The first act of Reservations focuses on a battle between foster parents and the Aboriginal Child and Family Services agency responsible for their children, while the second tells of the philosophical and spiritual journey of a Mennonite farmer who gifts his land to the Siksika nation.
A playwright who does not shy away from politically controversial subjects, Ratzlaff points out that there are issues in this play that will resonate with every Manitoban regardless of their beliefs.
“I don’t think it is possible to be an awake Manitoban without feeling some kind of personal relation to issues like these,” Ratzlaff told the Manitoban.
“It seems like there is an interesting legacy and situation that we are all implicated in. I feel like there is that personal connection of living in this place.”
Reservations will be co-directed by Ian Ross – a recipient of the 1997 Governor General’s Award for English Drama – and Emma Tibaldo, the artistic and executive director of Playwrights’ Workshop Montréal.

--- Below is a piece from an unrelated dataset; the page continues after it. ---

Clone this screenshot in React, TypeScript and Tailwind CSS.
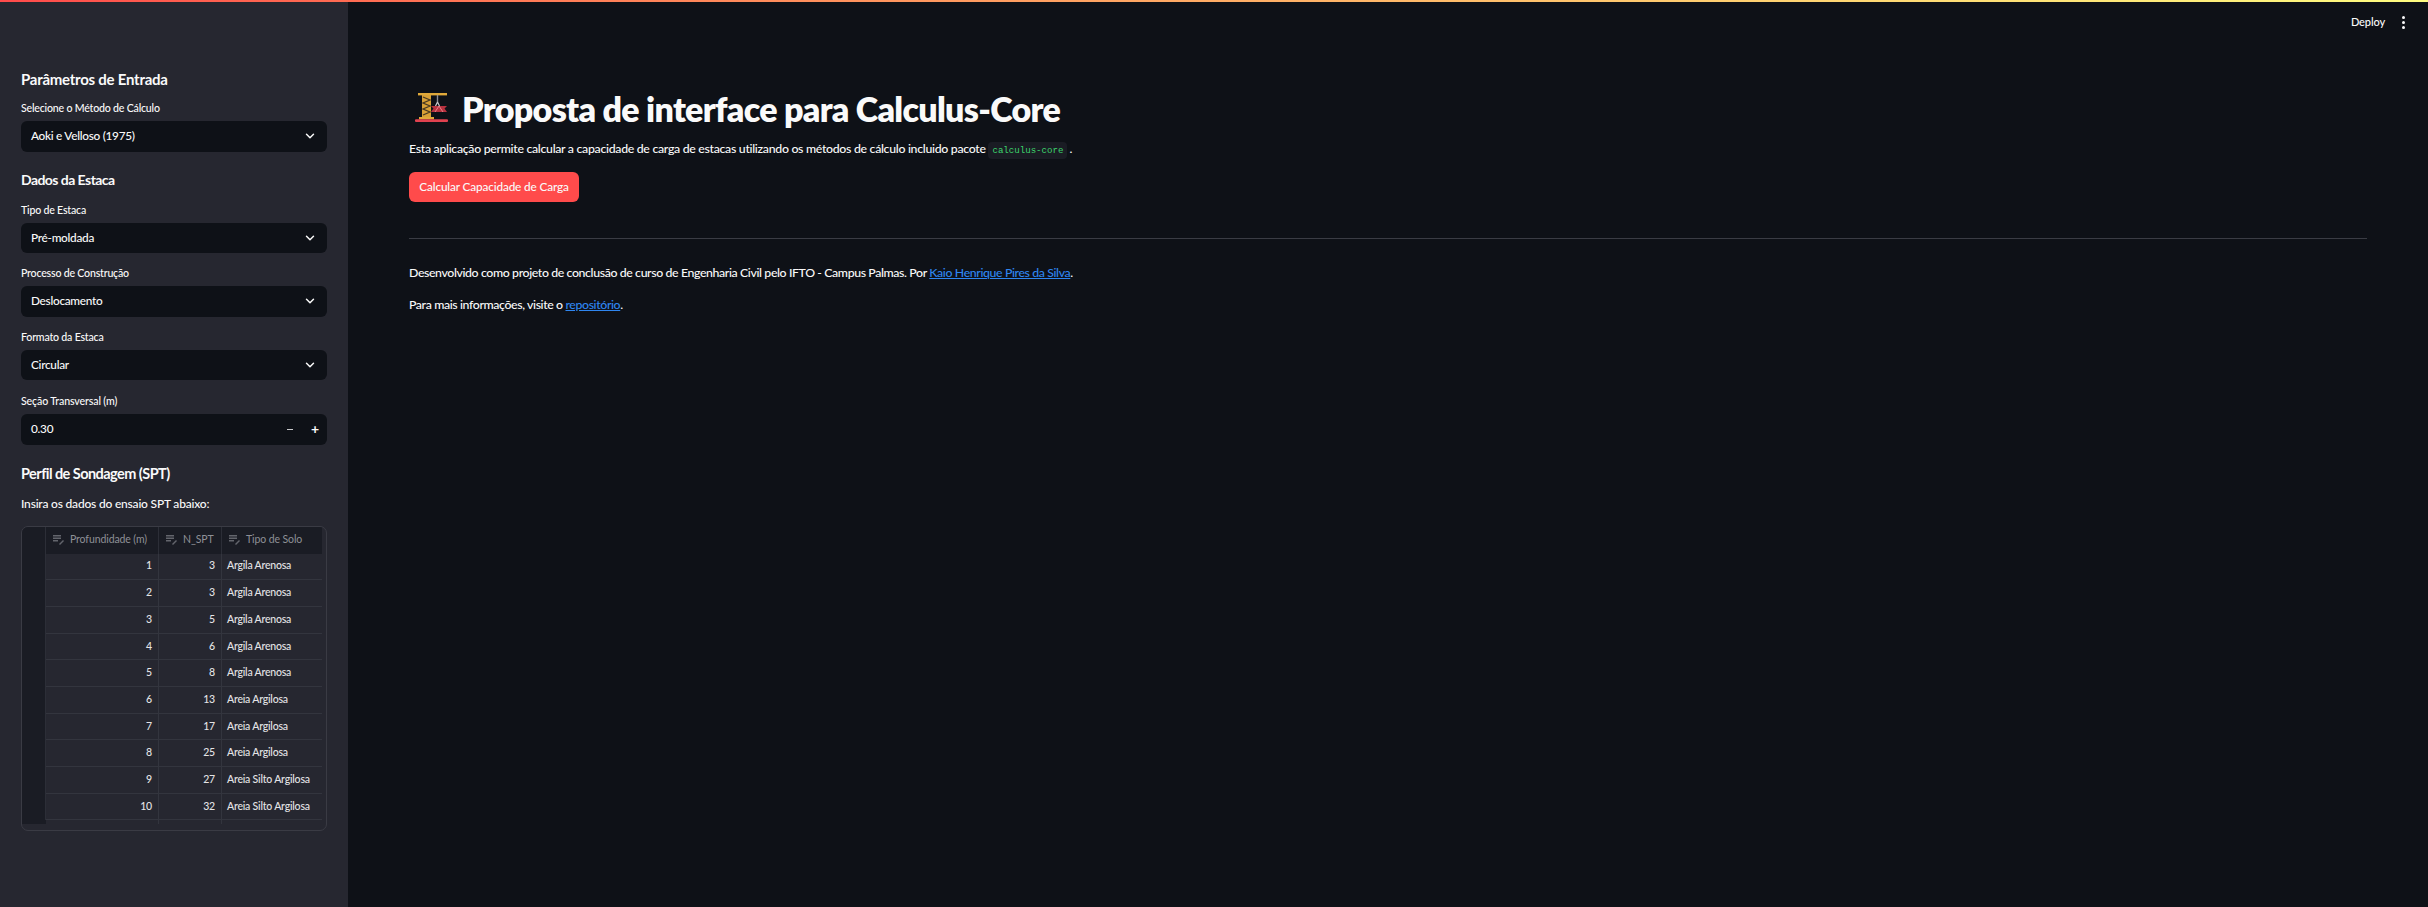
import { ChevronDown } from "lucide-react";

const rows = [
    { depth: 1, spt: 3, soil: "Argila Arenosa" },
    { depth: 2, spt: 3, soil: "Argila Arenosa" },
    { depth: 3, spt: 5, soil: "Argila Arenosa" },
    { depth: 4, spt: 6, soil: "Argila Arenosa" },
    { depth: 5, spt: 8, soil: "Argila Arenosa" },
    { depth: 6, spt: 13, soil: "Areia Argilosa" },
    { depth: 7, spt: 17, soil: "Areia Argilosa" },
    { depth: 8, spt: 25, soil: "Areia Argilosa" },
    { depth: 9, spt: 27, soil: "Areia Silto Argilosa" },
    { depth: 10, spt: 32, soil: "Areia Silto Argilosa" },
];

const Select = ({ label, value, className }: { label: string; value: string; className?: string }) => {
    return (
        <div className={className}>
            <div className="h-[14px] text-[10.6px] leading-[14px] tracking-[-0.2px] font-medium text-[#fafafa]">{label}</div>
            <div className="mt-[6px] h-[30.5px] rounded-[6px] bg-[#0e1117] flex items-center justify-between pl-[10px] pr-[10px]">
                <span className="text-[11.8px] tracking-[-0.28px] font-medium text-[#fafafa]">{value}</span>
                <ChevronDown size={14} strokeWidth={2.5} className="text-[#fafafa]" />
            </div>
        </div>
    );
};

const EditIcon = () => {
    return (
        <svg width="12" height="10" viewBox="0 0 12 10" className="shrink-0">
            <path d="M0 0.7h8M0 3.2h8M0 5.7h5" stroke="#63656c" strokeWidth="1.4" fill="none" />
            <path d="M6.5 9.5L10.5 5.5" stroke="#63656c" strokeWidth="1.4" fill="none" />
        </svg>
    );
};

const CraneIcon = () => {
    return (
        <svg width="36" height="36" viewBox="0 0 36 36" className="shrink-0">
            <rect x="4" y="3" width="29" height="2.4" fill="#e0a93a" />
            <rect x="8" y="5" width="9" height="24" fill="#d9a136" />
            <path d="M9 7l7 3-7 3 7 3-7 3 7 3-7 3" stroke="#4a3a22" strokeWidth="1.3" fill="none" />
            <rect x="5" y="27" width="15" height="2.4" fill="#e0a93a" />
            <rect x="1" y="29.3" width="33" height="2.6" rx="1" fill="#e0414f" />
            <path d="M23.5 5v7" stroke="#8d8f96" strokeWidth="1.4" />
            <path d="M23.5 12l-2 4M23.5 12l2 4" stroke="#c9c9cf" strokeWidth="1.2" />
            <path d="M17 16h16l-2.5 2.5 2.5 3.5h-16l2.5-3.5z" fill="#b8323f" />
            <path d="M25 16l-4 6M25 16l4 6" stroke="#e8808a" strokeWidth="1" />
        </svg>
    );
};

const DataTable = () => {
    return (
        <div className="mt-[14px] h-[305px] rounded-[7px] border border-[#3a3b44] overflow-hidden">
            <div className="grid grid-cols-[24px_113px_63px_100px] h-[27px] text-[10.5px] tracking-[-0.1px] text-[#8e9096]">
                <div className="bg-[#1a1c24] border-r border-[#2c2e37]" />
                <div className="bg-[#1a1c24] border-r border-[#2c2e37] flex items-center gap-[5px] pl-[7px]"><EditIcon />Profundidade (m)</div>
                <div className="bg-[#1a1c24] border-r border-[#2c2e37] flex items-center gap-[5px] pl-[7px]"><EditIcon />N_SPT</div>
                <div className="bg-[#1a1c24] flex items-center gap-[5px] pl-[7px]"><EditIcon />Tipo de Solo</div>
            </div>
            {rows.map((row) => (
                <div key={row.depth} className="grid grid-cols-[24px_113px_63px_100px] h-[26.7px] text-[10.5px] tracking-[-0.2px] font-medium text-[#e4e4e6]">
                    <div className="bg-[#1a1c24] border-r border-[#2c2e37]" />
                    <div className="border-r border-b border-[#33353e] flex items-center justify-end pr-[6px]">{row.depth}</div>
                    <div className="border-r border-b border-[#33353e] flex items-center justify-end pr-[6px]">{row.spt}</div>
                    <div className="border-b border-[#33353e] flex items-center pl-[5px]">{row.soil}</div>
                </div>
            ))}
            <div className="grid grid-cols-[24px_113px_63px] h-[4px]">
                <div className="bg-[#1a1c24]" />
                <div className="border-r border-[#33353e]" />
                <div className="border-r border-[#33353e]" />
            </div>
        </div>
    );
};

export default function App() {
    return (
        <div className="h-screen flex flex-col bg-[#0e1117] text-[#fafafa] overflow-hidden font-['Lato',sans-serif]">
            <div className="h-[2px] shrink-0 bg-gradient-to-r from-[#ff4b4b] to-[#fffd80]" />
            <div className="flex flex-1 min-h-0">
                <aside className="w-[348px] shrink-0 bg-[#262730] pt-[67px] px-[21px]">
                    <h2 className="h-[20px] text-[15px] leading-[20px] tracking-[-0.25px] font-bold">Parâmetros de Entrada</h2>
                    <Select className="mt-[12px]" label="Selecione o Método de Cálculo" value="Aoki e Velloso (1975)" />
                    <h2 className="mt-[18px] h-[20px] text-[14px] leading-[20px] tracking-[-0.55px] font-bold">Dados da Estaca</h2>
                    <Select className="mt-[13px]" label="Tipo de Estaca" value="Pré-moldada" />
                    <Select className="mt-[13px]" label="Processo de Construção" value="Deslocamento" />
                    <Select className="mt-[13px]" label="Formato da Estaca" value="Circular" />
                    <div className="mt-[14px]">
                        <div className="h-[14px] text-[10.6px] leading-[14px] tracking-[-0.13px] font-medium">Seção Transversal (m)</div>
                        <div className="mt-[6px] h-[30.5px] rounded-[6px] bg-[#0e1117] flex items-center pl-[10px] pr-[8px]">
                            <span className="text-[11.8px] tracking-[-0.28px] font-medium flex-1">0.30</span>
                            <span className="w-[6px] h-[1.5px] bg-[#c9c9cc] mr-[18px]" />
                            <span className="text-[14px] leading-none font-bold">+</span>
                        </div>
                    </div>
                    <h2 className="mt-[19px] h-[20px] text-[14.5px] leading-[20px] tracking-[-0.55px] font-bold">Perfil de Sondagem (SPT)</h2>
                    <p className="mt-[12px] h-[16px] text-[12px] leading-[16px] tracking-[-0.2px] font-medium">Insira os dados do ensaio SPT abaixo:</p>
                    <DataTable />
                </aside>
                <main className="flex-1 min-w-0 flex flex-col">
                    <header className="h-[40px] shrink-0 flex items-center justify-end gap-[17px] pr-[23px]">
                        <span className="text-[11px] tracking-[-0.1px] font-medium">Deploy</span>
                        <span className="flex flex-col gap-[2px]">
                            <i className="block w-[3px] h-[3px] rounded-full bg-[#fafafa]" />
                            <i className="block w-[3px] h-[3px] rounded-full bg-[#fafafa]" />
                            <i className="block w-[3px] h-[3px] rounded-full bg-[#fafafa]" />
                        </span>
                    </header>
                    <div className="pt-[44px] pl-[61px] pr-[61px]">
                        <h1 className="h-[44px] flex items-center gap-[12px] pl-[5px] text-[34px] tracking-[-0.7px] font-extrabold">
                            <CraneIcon />
                            <span>Proposta de interface para Calculus-Core</span>
                        </h1>
                        <p className="mt-[10px] h-[18px] text-[12.3px] leading-[18px] tracking-[-0.3px] font-medium">
                            Esta aplicação permite calcular a capacidade de carga de estacas utilizando os métodos de cálculo incluido pacote{" "}
                            <code className="font-['Liberation_Mono',monospace] text-[9.1px] tracking-normal text-[#3dd56d] bg-[#1a1c24] rounded-[4px] px-[4px] py-[3px]">calculus-core</code>
                            <span className="ml-[2px]">.</span>
                        </p>
                        <button className="mt-[14px] block h-[30px] w-[170px] rounded-[6px] bg-[#ff4b4b] text-[11.8px] tracking-[-0.15px] font-medium text-[#fafafa]">Calcular Capacidade de Carga</button>
                        <hr className="mt-[36px] border-0 h-px bg-[#3a3c44]" />
                        <p className="mt-[25px] h-[18px] text-[12.3px] leading-[18px] tracking-[-0.38px] font-medium">
                            Desenvolvido como projeto de conclusão de curso de Engenharia Civil pelo IFTO - Campus Palmas. Por{" "}
                            <a className="text-[#2f86f0] underline">Kaio Henrique Pires da Silva</a>.
                        </p>
                        <p className="mt-[14px] h-[18px] text-[12.3px] leading-[18px] tracking-[-0.38px] font-medium">
                            Para mais informações, visite o <a className="text-[#2f86f0] underline">repositório</a>.
                        </p>
                    </div>
                </main>
            </div>
        </div>
    );
}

Together, Ross and Tibaldo hope to get their cast – consisting of Ratzlaff himself, Tracey Nepinak, and U of M alum Sarah Constible – to creatively draw the line between performing and making political statements.
“Every good play asks good questions,” said Ross.

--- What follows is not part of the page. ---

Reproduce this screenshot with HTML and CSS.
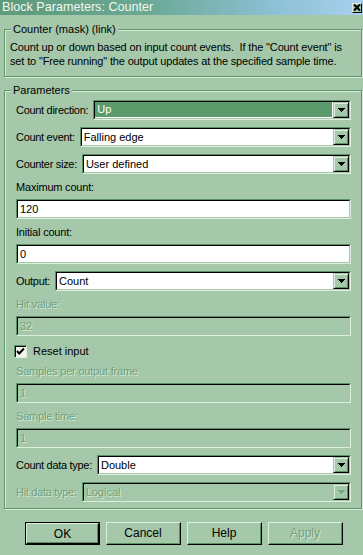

“How many movies have we seen about 9/11? Zero. Why haven’t we seen that discourse and engagement? There is a part of us that does not want to ask those questions […] this is what theatre does. It pulls up a mirror and says, ‘look, this is who I see you as, do you like what you see?’”
Nepinak told the Manitoban that she too is excited about this type of politically charged, provocative theatre.
“This is what theatre is supposed to be about – to inspire discussions, make people think about the big picture in a way that is accessible.”
For these thespians, the issues addressed in this play are very close to home, and it could be quite challenging to stage a performance. However, all involved recognize the importance of raising awareness and provoking thoughts amongst their audience.
“It’s challenging but it feels dangerous,” said Constible.
“It’s nice to work on something so timely.”
According to Nepinak, Reservations is simply telling a story with the honesty and directness it needs.
“My late husband said one time, ‘being an Aboriginal person in Canada is a political act, you can’t just be neutral about anything.’ For me, that is part of who I am,” Nepinak explained.
“This play in particular speaks to me for a lot of reasons […] It is a story that needs to be told now. We need to have these honest, open discussions. It’s a little more than just art.”
The stories told in Reservations are curated to both educate and entertain Canadians of all ages. That being said, the play does pose a challenge to young people who are unaware of, or have questions about our nation’s history.
“You are young and an adult, and in an intellectual stream of your life right now where you get to absorb so much different information and do something with it,” said Constible.
“For U of M students, seeing this and being aware is very essential.”
Tickets to Reservations are $15 for students, $20 for seniors, $25 otherwise, and are available online at www.theatreprojectsmanitoba.ca along with specific show times and dates.